Interpreting results

plotGeneration.py provides basic functionality to visualize contingency tables. To use, run SPLASH with the --dump_sample_anchor_target_count_binary flag. Then, plotGeneration.py can be run with inputs:

  • --dsName — dataset name to be used in title of plots
  • outFolder — path to save files to
  • metadataPath — path to .tsv file containing two columns titled sampleName and metadata
  • satcFolder — path to folder containing .satc files
  • pvDfPath — path to p-value .tsv file (result.after_correction.scores.tsv)
  • sampleMappingTxt — path to sample_name_to_id.mapping.txt file
  • anchorFile — file of anchors to be plotted, one anchor per line
  • satc_dump_file — path to satc_dump utility file, within SPLASH /bin folder
  • skipSATC — optional flag, if .satc files have already been dumped for this set of anchors into the output folder, and the desire is to regenerate plots.
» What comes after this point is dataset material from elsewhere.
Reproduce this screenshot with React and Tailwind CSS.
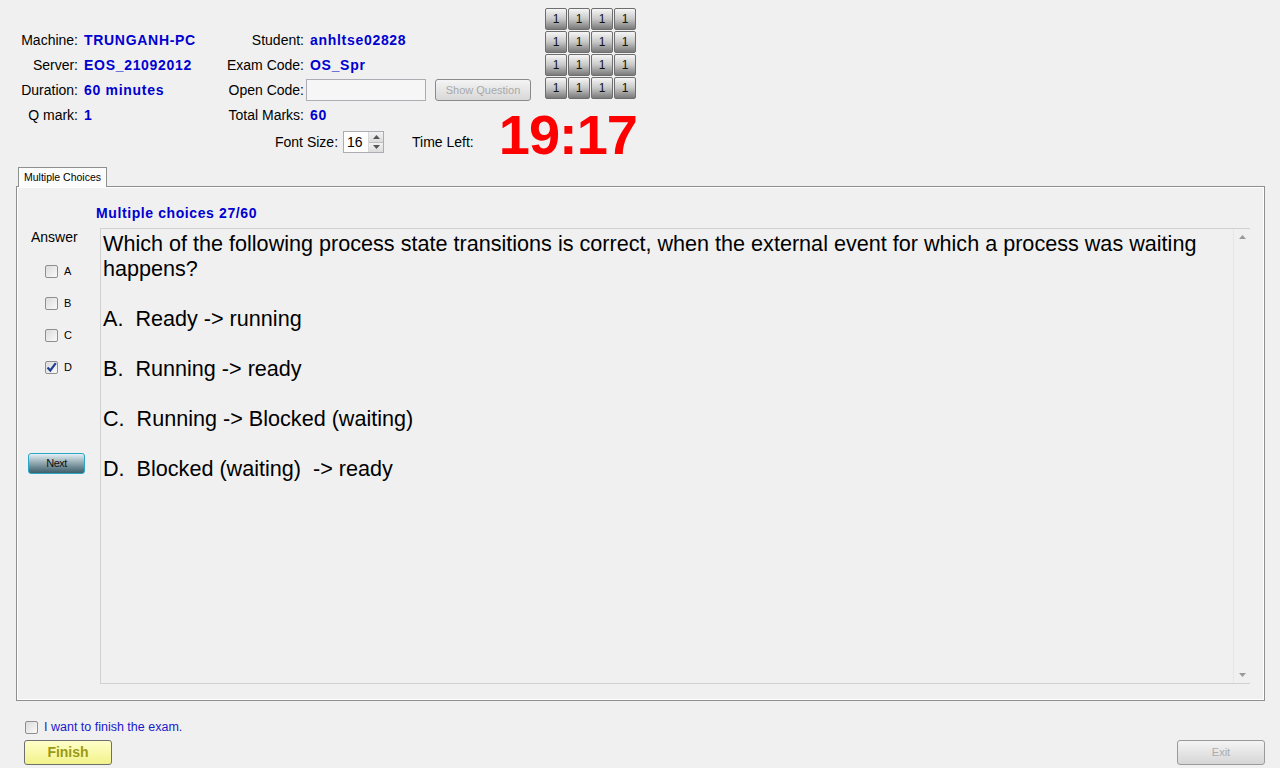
import React, { useState } from 'react';

const font = { fontFamily: '"Liberation Sans", Arial, sans-serif' };

const question =
  "Which of the following process state transitions is correct, when the external event for which a process was waiting happens?\n\nA.  Ready -> running\n\nB.  Running -> ready\n\nC.  Running -> Blocked (waiting)\n\nD.  Blocked (waiting)  -> ready";

function Check({ checked, onClick }) {
  return (
    <span
      onClick={onClick}
      className="w-[13px] h-[13px] shrink-0 border border-[#8e8f8f] rounded-[2px] bg-gradient-to-br from-[#dcdcdc] to-[#fafafa] flex items-center justify-center cursor-pointer"
    >
      {checked && (
        <svg width="11" height="11" viewBox="0 0 11 11">
          <path d="M1.5 5.5 L4.3 8.5 L9.8 1.2" fill="none" stroke="#1f3f93" strokeWidth="2.2" />
        </svg>
      )}
    </span>
  );
}

function Info({ label, value }) {
  return (
    <>
      <div className="text-right pr-[2px] whitespace-nowrap">{label}</div>
      <div className="pl-[4px] font-bold text-[#0000d0] tracking-[0.7px] whitespace-nowrap">{value}</div>
    </>
  );
}

export default function App() {
  const [answers, setAnswers] = useState({ A: false, B: false, C: false, D: true });
  const [finish, setFinish] = useState(false);

  return (
    <div className="w-[1280px] h-[768px] bg-[#f0f0f0] text-black overflow-hidden" style={font}>
      {/* header */}
      <div className="flex h-[167px]">
        <div className="w-[545px] shrink-0 pt-[27px] text-[14px]">
          <div className="grid grid-cols-[80px_144px_82px_auto] auto-rows-[25px] items-center leading-[16px]">
            <Info label="Machine:" value="TRUNGANH-PC" />
            <Info label="Student:" value="anhltse02828" />
            <Info label="Server:" value="EOS_21092012" />
            <Info label="Exam Code:" value="OS_Spr" />
            <Info label="Duration:" value="60 minutes" />
            <div className="text-right pr-[2px]">Open Code:</div>
            <div className="flex items-center">
              <div className="w-[120px] h-[22px] border border-[#abadb3] bg-[#f6f6f6]" />
              <button className="ml-[9px] w-[96px] h-[22px] rounded-[3px] border border-[#8a8a8a] bg-gradient-to-b from-[#f4f4f4] to-[#d8d8d8] text-[11px] text-[#a8a8a8] whitespace-nowrap">
                Show Question
              </button>
            </div>
            <Info label="Q mark:" value="1" />
            <Info label="Total Marks:" value="60" />
          </div>
          <div className="flex items-center h-[30px] pl-[275px] whitespace-nowrap">
            <span className="shrink-0">Font Size:</span>
            <div className="ml-[5px] w-[41px] h-[22px] shrink-0 border border-[#abadb3] bg-white flex items-center">
              <span className="pl-[3px] flex-1 text-[14px]">16</span>
              <div className="w-[15px] h-[20px] flex flex-col border-l border-[#d8d8d8]">
                <div className="flex-1 flex items-center justify-center bg-gradient-to-b from-[#f2f2f2] to-[#dcdcdc] border-b border-[#c0c0c0]">
                  <svg width="7" height="4" viewBox="0 0 7 4"><path d="M0 4 L3.5 0 L7 4Z" fill="#555" /></svg>
                </div>
                <div className="flex-1 flex items-center justify-center bg-gradient-to-b from-[#f2f2f2] to-[#dcdcdc]">
                  <svg width="7" height="4" viewBox="0 0 7 4"><path d="M0 0 L3.5 4 L7 0Z" fill="#555" /></svg>
                </div>
              </div>
            </div>
            <span className="ml-[28px] shrink-0">Time Left:</span>
            <span className="self-start shrink-0 mt-[-20px] ml-[25px] text-[56px] leading-none font-bold tracking-[-1px] text-[#ff0000]">19:17</span>
          </div>
        </div>
        <div className="pt-[8px]">
          <div className="grid grid-cols-[repeat(4,22px)] gap-[1px]">
            {Array.from({ length: 16 }).map((_, i) => (
              <button
                key={i}
                className="w-[22px] h-[22px] rounded-[2px] border border-[#6e6e6e] bg-gradient-to-b from-[#f6f6f6] via-[#c8c8c8] to-[#7a7a7a] text-[12px] leading-none text-[#111]"
              >
                1
              </button>
            ))}
          </div>
        </div>
      </div>

      {/* tab */}
      <div className="ml-[18px] flex">
        <div className="h-[20px] px-[5px] flex items-center border border-b-0 border-[#8e8f8f] bg-[#fcfcfc] text-[10.5px] relative z-10 mb-[-1px]">
          Multiple Choices
        </div>
      </div>
      <div className="ml-[16px] w-[1249px] h-[515px] border border-[#8e8f8f] bg-[#f0f0f0]">
        <div className="h-full border border-white pt-[17px]">
          <div className="pl-[78px] text-[14px] leading-[16px] font-bold text-[#0000d0] tracking-[0.6px]">
            Multiple choices 27/60
          </div>
          <div className="flex mt-[7px]">
            <div className="w-[82px] shrink-0 pt-[1px]">
              <div className="pl-[13px] text-[14px] leading-[16px]">Answer</div>
              <div className="flex flex-col gap-[19px] mt-[20px] pl-[27px]">
                {['A', 'B', 'C', 'D'].map((k) => (
                  <label key={k} className="flex items-center h-[13px] text-[11px]">
                    <Check checked={answers[k]} onClick={() => setAnswers({ ...answers, [k]: !answers[k] })} />
                    <span className="ml-[6px]">{k}</span>
                  </label>
                ))}
              </div>
              <button className="mt-[79px] ml-[10px] w-[57px] h-[21px] rounded-[3px] border border-[#2aa6c8] bg-gradient-to-b from-[#e4f0f4] via-[#8da4ad] to-[#3e5f6a] text-[11px] text-[#111] tracking-[-0.5px]">
                Next
              </button>
            </div>
            <div className="w-[1150px] h-[456px] border-t border-l border-b border-[#d0d0d0] flex">
              <div className="flex-1 pl-[2px] pt-[2px] text-[21.6px] leading-[25px] whitespace-pre-wrap">
                {question}
              </div>
              <div className="w-[17px] flex flex-col items-center justify-between py-[6px] border-l border-[#e6e6e6]">
                <svg width="7" height="4" viewBox="0 0 7 4"><path d="M0 4 L3.5 0 L7 4Z" fill="#9a9a9a" /></svg>
                <svg width="7" height="4" viewBox="0 0 7 4"><path d="M0 0 L3.5 4 L7 0Z" fill="#9a9a9a" /></svg>
              </div>
            </div>
          </div>
        </div>
      </div>

      {/* bottom */}
      <div className="mt-[20px] ml-[25px] flex items-center h-[13px]">
        <Check checked={finish} onClick={() => setFinish(!finish)} />
        <span className="ml-[6px] text-[12.5px] text-[#1a1acd]">I want to finish the exam.</span>
      </div>
      <div className="mt-[6px] flex justify-between pl-[24px] pr-[15px]">
        <button className="w-[88px] h-[25px] rounded-[3px] border border-[#6f6f6f] bg-gradient-to-b from-[#ffffc8] to-[#f2f28a] text-[14px] font-bold text-[#9a9a14]">
          Finish
        </button>
        <button className="w-[88px] h-[25px] rounded-[3px] border border-[#9a9a9a] bg-gradient-to-b from-[#f4f4f4] to-[#d6d6d6] text-[11px] text-[#ababab]">
          Exit
        </button>
      </div>
    </div>
  );
}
The generated output is 1 file per anchor, each file containing 4 subplots. At bottom left is the raw I x J contingency table, where each column is a sample, and each row represents a target (low abundance targets not shown). Each sample’s target counts are normalized by $n_j$ and plotted. At bottom right, the targets for the contingency table are displayed in a I x k table (corresponding to the rows of the contingency table, visually aligned). Each target of length k is shown, with base pairs colored as in the below colorbar. The target sequence for each row is displayed on the right. At top left, the sample metadata is shown in a 1 x J table. Each entry corresponds to the column in the contingency table directly below it. The sample metadata is shown in a color bar below. At top right, the column counts ($n_j$) are shown in a 1 x J table, where the colorbar below provides the scale. Again, columns are sorted as the contingency table.

The script c_analysis.ipynb shows how the saved c vectors can be loaded in for further analysis. --dump_Cjs must be enabled for this.